Prioritize voter education

TO PROVIDE “the biggest and most comprehensive coverage” of the presidential elections next year, “Eleksyon 2010” was launched last week at the new GMA 7 studios by the “best of the best” Philippine media entities, telecommunications giants, academic institutions, poll watchdogs and civic groups.

Independent consultant. Led by GMA Network, Philippine Daily Inquirer, Philippine Long Distance Telephone Co. and Smart Telecommunications, the 20 “equal partners and co-workers” banded together – in the presence and with the encouragement of the Commission on Elections – to ensure free and credible elections on May 10, 2010.

I was invited to be an independent consultant; independent in the sense that I would not be an official, partner or “professional adviser” of the group. Thus, I sat through the two-hour ceremony as part of the audience, not as a direct participant. I intently listened to the principals so I could suggest ways to help achieve their noble goal and render objective advice on contentious matters.

To be fair, may I point out that a parallel “Boto Mo, I-Patrol Mo: Ako ang Simula” was unveiled last May 11 by a group led by ABS-CBN Network, Philippine Star, Globe Telecom and Bayan Telecommunications, with the same aim of assuring credible elections in 2010. I say this because, to quote Howie Severino of GMANews.TV who justified the “co-equal” inclusion of its rival, INQUIRER.net, “The elections are bigger than media competition. The public interest is much more important than private interest.”

Unique polls. Many of the “Eleksyon 2010” partners focused on safeguarding the polls on Election Day itself. For instance, AMA Educational System chairman Amable Aguiluz V spoke of using his school’s vast network of campuses to reprise its quick count role in past elections. Undoubtedly, this is very important.

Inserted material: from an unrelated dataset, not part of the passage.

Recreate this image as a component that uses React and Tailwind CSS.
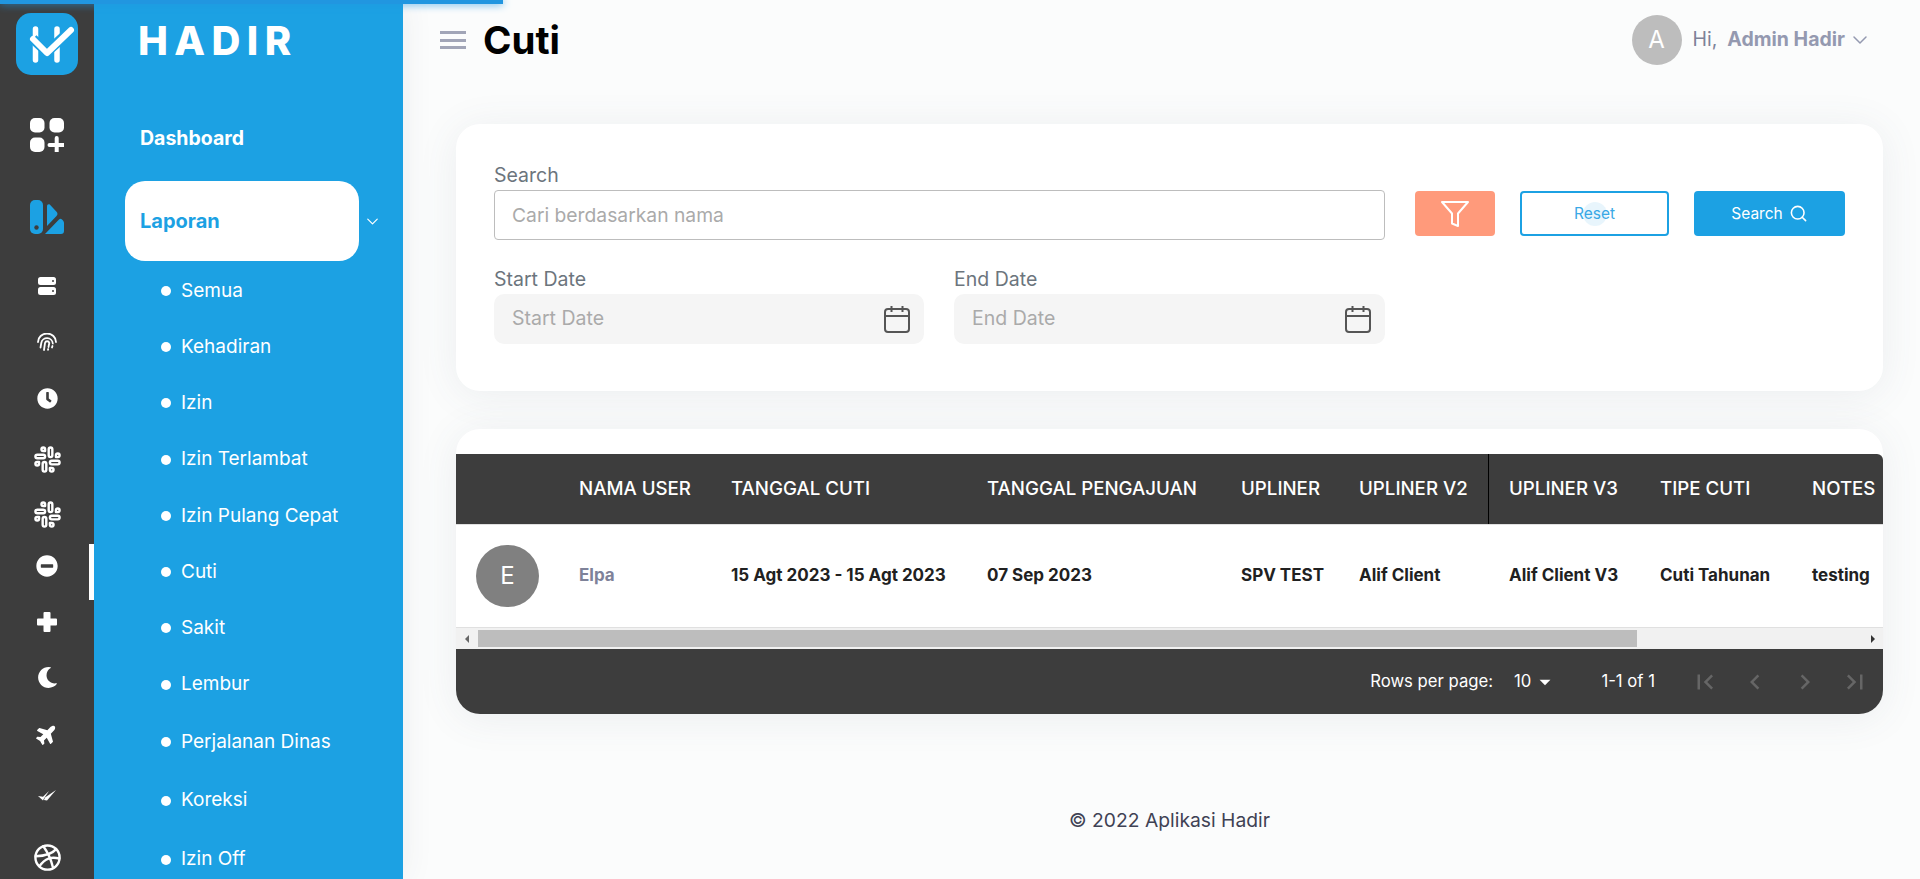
import { ChevronDown, Search } from "lucide-react";
import { FiSlack, FiDribbble } from "react-icons/fi";
import { FaClock, FaMinusCircle, FaMoon, FaPlane } from "react-icons/fa";
import { MdArrowDropDown, MdChevronLeft, MdChevronRight, MdFirstPage, MdLastPage } from "react-icons/md";

const subMenu = [
  { label: "Semua", h: "h-[56px]" },
  { label: "Kehadiran", h: "h-[56px]" },
  { label: "Izin", h: "h-[56px]" },
  { label: "Izin Terlambat", h: "h-[57px]" },
  { label: "Izin Pulang Cepat", h: "h-[56px]" },
  { label: "Cuti", h: "h-[56px]" },
  { label: "Sakit", h: "h-[56px]" },
  { label: "Lembur", h: "h-[57px]" },
  { label: "Perjalanan Dinas", h: "h-[58px]" },
  { label: "Koreksi", h: "h-[59px]" },
  { label: "Izin Off", h: "h-[59px]" },
];

const columns = [
  { label: "NAMA USER", value: "Elpa", w: "w-[152px]" },
  { label: "TANGGAL CUTI", value: "15 Agt 2023 - 15 Agt 2023", w: "w-[256px]" },
  { label: "TANGGAL PENGAJUAN", value: "07 Sep 2023", w: "w-[254px]" },
  { label: "UPLINER", value: "SPV TEST", w: "w-[118px]" },
];

function Logo() {
  return (
    <svg width="62" height="62" viewBox="0 0 62 62">
      <rect width="62" height="62" rx="15" fill="#1ca1e3" />
      <path d="M19.5 16v31M41 16v31" stroke="#fff" strokeWidth="5.5" strokeLinecap="round" />
      <path d="M17 26l14 13 24-22" fill="none" stroke="#1ca1e3" strokeWidth="10" />
      <path d="M17 26l14 14 24-23" fill="none" stroke="#fff" strokeWidth="6" strokeLinecap="round" strokeLinejoin="round" />
    </svg>
  );
}

function GridPlus() {
  return (
    <svg width="34" height="34" viewBox="0 0 34 34" fill="#fff">
      <rect width="14.5" height="14.5" rx="5" />
      <rect x="19.5" width="14.5" height="14.5" rx="5" />
      <rect y="19.5" width="14.5" height="14.5" rx="5" />
      <path d="M26.7 20v14M19.5 27h14" stroke="#fff" strokeWidth="4" strokeLinecap="round" />
    </svg>
  );
}

function LayoutIcon() {
  return (
    <svg width="34" height="34" viewBox="0 0 34 34" fill="#1ca1e3">
      <rect width="13" height="34" rx="5" />
      <circle cx="6.5" cy="27.5" r="2.2" fill="#3d3d3d" />
      <path d="M17 6.500c0-2 1.500-2.800 3-1.800l6.500 7c1.300 1.300 1.300 3 0 4.300L17 26z" />
      <path d="M15 34l14-14.500c1-1 2-1 3 0l1 1c.700.700 1 1.500 1 2.500v8c0 2-1 3-3 3z" />
    </svg>
  );
}

function ServerIcon() {
  return (
    <svg width="18" height="18" viewBox="0 0 18 18">
      <rect width="18" height="8" rx="2.500" fill="#fff" />
      <rect y="10" width="18" height="8" rx="2.500" fill="#fff" />
      <circle cx="15" cy="4" r="1" fill="#3d3d3d" />
      <circle cx="15" cy="14" r="1" fill="#3d3d3d" />
    </svg>
  );
}

function FingerprintIcon() {
  return (
    <svg width="20" height="18" viewBox="0 0 20 18" fill="none" stroke="#fff" strokeWidth="1.800" strokeLinecap="round">
      <path d="M1 9A9 8.500 0 0 1 19 9" />
      <path d="M3.500 14.500L4.300 10A5.800 5.800 0 0 1 15.800 10.500" />
      <path d="M7 17l1-7A2.200 2.200 0 0 1 12.300 10L11.500 14" />
      <path d="M11 16.800l.2-.8M15 14.500l.5-1.500" />
    </svg>
  );
}

function CrossIcon() {
  return (
    <svg width="20" height="20" viewBox="0 0 20 20" fill="#fff">
      <path d="M6.500 1a1 1 0 0 1 1-1h5a1 1 0 0 1 1 1v5.500H19a1 1 0 0 1 1 1v5a1 1 0 0 1-1 1h-5.500V19a1 1 0 0 1-1 1h-5a1 1 0 0 1-1-1v-5.500H1a1 1 0 0 1-1-1v-5a1 1 0 0 1 1-1h5.500z" />
    </svg>
  );
}

function SlantCheck() {
  return (
    <svg width="18" height="11" viewBox="0 0 18 11" fill="#fff">
      <path d="M0 6l5 .8L11 1 6 8.500l-1 2z" />
      <path d="M7 7.500L18 0 9 10.500 6 10z" />
    </svg>
  );
}

function CalendarIcon() {
  return (
    <svg width="26" height="28" viewBox="0 0 26 28" fill="none" stroke="#555" strokeWidth="2">
      <rect x="1" y="4" width="24" height="23" rx="3" />
      <path d="M1 11h24M7.500 1v6M18.500 1v6" />
    </svg>
  );
}

function FunnelIcon() {
  return (
    <svg width="28" height="26" viewBox="0 0 28 26" fill="none" stroke="#fff" strokeWidth="2">
      <path d="M1 1h26L17 12.500V25l-6-2.500V12.500z" strokeLinejoin="round" />
    </svg>
  );
}

function Rail() {
  return (
    <div className="relative z-20 flex h-full w-[94px] shrink-0 flex-col items-center bg-[#3d3d3d]">
      <div className="mt-[13px] h-[62px]"><Logo /></div>
      <div className="mt-[43px] h-[34px]"><GridPlus /></div>
      <div className="mt-[48px] h-[34px]"><LayoutIcon /></div>
      <div className="mt-[43px] h-[18px]"><ServerIcon /></div>
      <div className="mt-[38px] h-[18px] pr-[1px]"><FingerprintIcon /></div>
      <FaClock className="mt-[37px] h-[21px] w-[21px] text-white" />
      <FiSlack className="mt-[36px] h-[29px] w-[29px] text-white" />
      <FiSlack className="mt-[26px] h-[29px] w-[29px] text-white" />
      <FaMinusCircle className="mt-[26px] h-[22px] w-[22px] text-white" />
      <div className="mt-[35px] h-[20px]"><CrossIcon /></div>
      <FaMoon className="mt-[35px] h-[21px] w-[21px] text-white" />
      <FaPlane className="mt-[35px] h-[22px] w-[22px] -rotate-45 text-white" />
      <div className="mt-[45px] h-[11px]"><SlantCheck /></div>
      <FiDribbble className="mt-[42px] h-[29px] w-[29px] text-white" />
      <div className="absolute right-0 top-[544px] h-[56px] w-[5px] bg-white" />
    </div>
  );
}

function Menu() {
  return (
    <div className="relative z-10 h-full w-[309px] shrink-0 overflow-hidden bg-[#1ca1e3] pl-[31px] text-white shadow-[0_0_30px_rgba(60,70,90,0.08)]">
      <div className="flex h-[82px] items-start pl-[13px] pt-[16px] text-[40px] font-extrabold leading-[50px] tracking-[0.16em]">HADIR</div>
      <div className="flex h-[99px] items-center pl-[15px] pt-[15px] text-[19.500px] font-bold">Dashboard</div>
      <div className="flex items-center">
        <div className="flex h-[80px] w-[234px] items-center rounded-[20px] bg-white pl-[15px] text-[20px] font-bold text-[#1ca1e3]">Laporan</div>
        <ChevronDown className="ml-[4px] h-[19px] w-[19px] text-white" strokeWidth={1.5} />
      </div>
      <ul className="mt-[2px] pl-[36px]">
        {subMenu.map((item) => (
          <li key={item.label} className={`flex items-center gap-[10px] text-[19px] ${item.h}`}>
            <span className="h-[10px] w-[10px] rounded-full bg-white" />
            {item.label}
          </li>
        ))}
      </ul>
    </div>
  );
}

function Header() {
  return (
    <div className="flex h-[80px] items-center justify-between pr-[48px]">
      <div className="flex items-center">
        <div className="flex w-[26px] flex-col gap-[4.500px]">
          <span className="h-[3px] bg-[#a1a5b7]" />
          <span className="h-[3px] bg-[#a1a5b7]" />
          <span className="h-[3px] bg-[#a1a5b7]" />
        </div>
        <h1 className="ml-[17px] text-[38.500px] font-bold leading-none text-black">Cuti</h1>
      </div>
      <div className="flex items-center">
        <div className="flex h-[50px] w-[50px] items-center justify-center rounded-full bg-[#bdbdbd] text-[24px] text-white">A</div>
        <span className="ml-[11px] text-[19.500px] text-[#7e8299]">Hi,</span>
        <span className="ml-[10px] text-[19.500px] font-bold text-[#9499b0]">Admin Hadir</span>
        <ChevronDown className="ml-[3px] h-[24px] w-[24px] text-[#9499b0]" strokeWidth={1.5} />
      </div>
    </div>
  );
}

function FilterCard() {
  return (
    <div className="mt-[44px] flex h-[267px] rounded-[24px] bg-white pl-[38px] pt-[39px] shadow-[0_4px_40px_rgba(80,90,110,0.09)]">
      <div className="w-[891px]">
        <label className="mb-[3px] block text-[19.500px] leading-[24px] text-[#6c757d]">Search</label>
        <div className="flex h-[50px] items-center rounded-[4px] border border-[#bdbdbd] pl-[17px] text-[19.300px] text-[#aaaaaa]">Cari berdasarkan nama</div>
        <div className="mt-[27px] flex gap-[30px]">
          <div className="w-[430px]">
            <label className="mb-[3px] block text-[19.500px] leading-[24px] text-[#6c757d]">Start Date</label>
            <div className="flex h-[50px] items-center justify-between rounded-[10px] bg-[#f5f5f5] pl-[18px] pr-[14px] text-[19.500px] text-[#aaaaaa]">
              Start Date
              <CalendarIcon />
            </div>
          </div>
          <div className="w-[431px]">
            <label className="mb-[3px] block text-[19.500px] leading-[24px] text-[#6c757d]">End Date</label>
            <div className="flex h-[50px] items-center justify-between rounded-[10px] bg-[#f5f5f5] pl-[18px] pr-[14px] text-[19.500px] text-[#aaaaaa]">
              End Date
              <CalendarIcon />
            </div>
          </div>
        </div>
      </div>
      <div className="ml-[30px] mt-[28px] flex h-[45px] items-start">
        <button className="flex h-[45px] w-[80px] items-center justify-center rounded-[4px] bg-[#ff9a7b]"><FunnelIcon /></button>
        <button className="relative ml-[25px] flex h-[45px] w-[149px] items-center justify-center rounded-[4px] border-2 border-[#1ca1e3] text-[15.500px] text-[#3ba9e6]">
          <span className="absolute h-[24px] w-[24px] rounded-full bg-[#1ca1e3]/10" />
          Reset
        </button>
        <button className="ml-[25px] flex h-[45px] w-[151px] items-center justify-center gap-[6px] rounded-[4px] bg-[#1ca1e3] text-[15.500px] text-white">
          Search
          <Search className="h-[19px] w-[19px]" strokeWidth={2} />
        </button>
      </div>
    </div>
  );
}

function Scrollbar() {
  return (
    <div className="flex h-[22px] items-center border-t border-[#e0e0e0] bg-[#f1f1f1]">
      <span className="ml-[9px] h-0 w-0 border-y-[4px] border-r-[4px] border-y-transparent border-r-[#666]" />
      <div className="ml-[9px] h-[17px] w-[1159px] bg-[#bdbdbd]" />
      <span className="ml-auto mr-[8px] h-0 w-0 border-y-[4px] border-l-[4px] border-y-transparent border-l-[#333]" />
    </div>
  );
}

function TableCard() {
  return (
    <div className="mt-[38px] rounded-[24px] bg-white pt-[25px] shadow-[0_4px_40px_rgba(80,90,110,0.09)]">
      <div className="flex h-[70px] items-center rounded-tr-[6px] bg-[#3d3d3d] text-[18.700px] font-medium text-white">
        <div className="w-[123px]" />
        {columns.map((col) => (
          <div key={col.label} className={col.w}>{col.label}</div>
        ))}
        <div className="flex h-full w-[130px] items-center border-r border-black">UPLINER V2</div>
        <div className="w-[171px] pl-[20px]">UPLINER V3</div>
        <div className="w-[152px]">TIPE CUTI</div>
        <div className="w-[71px] whitespace-nowrap">NOTES</div>
      </div>
      <div className="flex h-[103px] items-center border-t border-[#e0e0e0] bg-white text-[17px] font-bold text-[#212121]">
        <div className="w-[123px] pl-[20px]">
          <div className="flex h-[62px] w-[63px] items-center justify-center rounded-full bg-[#808080] text-[24px] font-normal text-white">E</div>
        </div>
        {columns.map((col, i) => (
          <div key={col.label} className={`${col.w} ${i === 0 ? "text-[#7e8299]" : ""}`}>{col.value}</div>
        ))}
        <div className="w-[130px]">Alif Client</div>
        <div className="w-[171px] pl-[20px]">Alif Client V3</div>
        <div className="w-[152px]">Cuti Tahunan</div>
        <div className="w-[71px]">testing</div>
      </div>
      <Scrollbar />
      <div className="flex h-[65px] items-center justify-end rounded-b-[24px] bg-[#3d3d3d] pr-[13px] text-[16.700px] text-white">
        <span>Rows per page:</span>
        <span className="ml-[21px]">10</span>
        <MdArrowDropDown className="ml-[1px] h-[26px] w-[26px]" />
        <span className="ml-[43px]">1-1 of 1</span>
        <div className="ml-[35px] flex gap-[20px] text-[#666]">
          <MdFirstPage className="h-[30px] w-[30px]" />
          <MdChevronLeft className="h-[30px] w-[30px]" />
          <MdChevronRight className="h-[30px] w-[30px]" />
          <MdLastPage className="h-[30px] w-[30px]" />
        </div>
      </div>
    </div>
  );
}

export default function App() {
  return (
    <div className="relative flex h-[879px] w-full overflow-hidden bg-[#fbfcfc] font-['Inter',sans-serif]">
      <div className="absolute left-0 top-0 z-30 h-[4px] w-[503px] bg-[#2196e0] shadow-[0_0_8px_#2196e0]" />
      <Rail />
      <Menu />
      <main className="flex-1 pl-[37px]">
        <Header />
        <div className="ml-[16px] mr-[37px]">
          <FilterCard />
          <TableCard />
          <p className="mt-[92px] text-center text-[19.300px] text-[#3f4254]">© 2022 Aplikasi Hadir</p>
        </div>
      </main>
    </div>
  );
}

However, I believe that 2010 should be treated differently from past elections because, first, it will hopefully be automated; and second, it is seriously threatened by schemes and plots to prevent it from being a genuine agent of democratic change.

Some of these threats are uncanny like the recent spat between Total Information Management and Smartmatic that nearly scuttled automation; or the misalignment in the printing of the ovals in the automated ballots that resulted in near chaos in the 1998 polls in Sulu (See my column on June 7, 2009).

Also worth looking into are persistent complaints that the automation hardware and software are vulnerable to hacking, insider sabotage, computer glitches and wholesale fraud. Manuel Alcuaz Jr. discussed some of these in his Inquirer article on July 6.

Automation education. Thus, I respectfully suggest that the first task is to study closely the Comelec automated system, identify threats and problems, help find solutions and then educate ourselves and the voters on how automation works, how it can be used properly, and how it can be safeguarded from misuse and abuse. In short, the highest priority at this point should be educating our people, especially the teachers who will constitute the Board of Election Inspectors.

Fortunately, the “Eleksyon 2010” partners include the “best of the best” educational institutions like Ateneo, La Salle, San Beda, University of the Philippines and University of Santo Tomas. The Parish Pastoral Council for Responsible Voting, a veteran poll watcher since 1992, is the partner that can seamlessly coordinate voter education program.

The essentials of automated voting must reach everyone. What better way to do this than to involve the major educational groups like the Philippine Association of Colleges and Universities and the Catholic Educational Association of the Philippines. And because public school teachers are indispensable to the cause, the Department of Education and various teacher organizations must be tapped too.

The combination of media, parishes (via PPCRV) and schools is the most potent force to achieve free and honest elections. These three institutions are publicly trusted receptacles and purveyors of truth.

No to term extensions. “Eleksyon 2010” has been universally acclaimed because our people – as all surveys show – overwhelmingly want a constitutional, peaceful and democratic transition of power in 2010. They are fiercely averse to term extensions under any guise, whether via Charter change, emergency rule, martial law, failure of election or non-proclamation of winners. The most comprehensive coverage of our people’s cry for an orderly transfer of power in 2010 necessarily includes a priori, a rejection of all these schemes and plots to frustrate the election.

It also involves thorough monitoring of the Comelec preparations for manual elections. Should automation, for any reason whatsoever (including a possible nullification thereof by the Supreme Court due to the petition filed last July 9 by Harry Roque, et al.), become unviable, an immediate shift to manual is a must. Note that P4 billion remains from the original P11 billion appropriated for automation. It should be used to prepare for an instant switch to manual balloting.

Voter education is the top priority for now. Let us learn more about automation, while monitoring manual preparations. Yes to elections, whether automated or manual. No to Cha-cha at this time. No to martial law. No to emergency rule.

A free and credible election in 2010 is non-negotiable. Woe to the schemers who want to stop it. They will not escape our people’s wrath.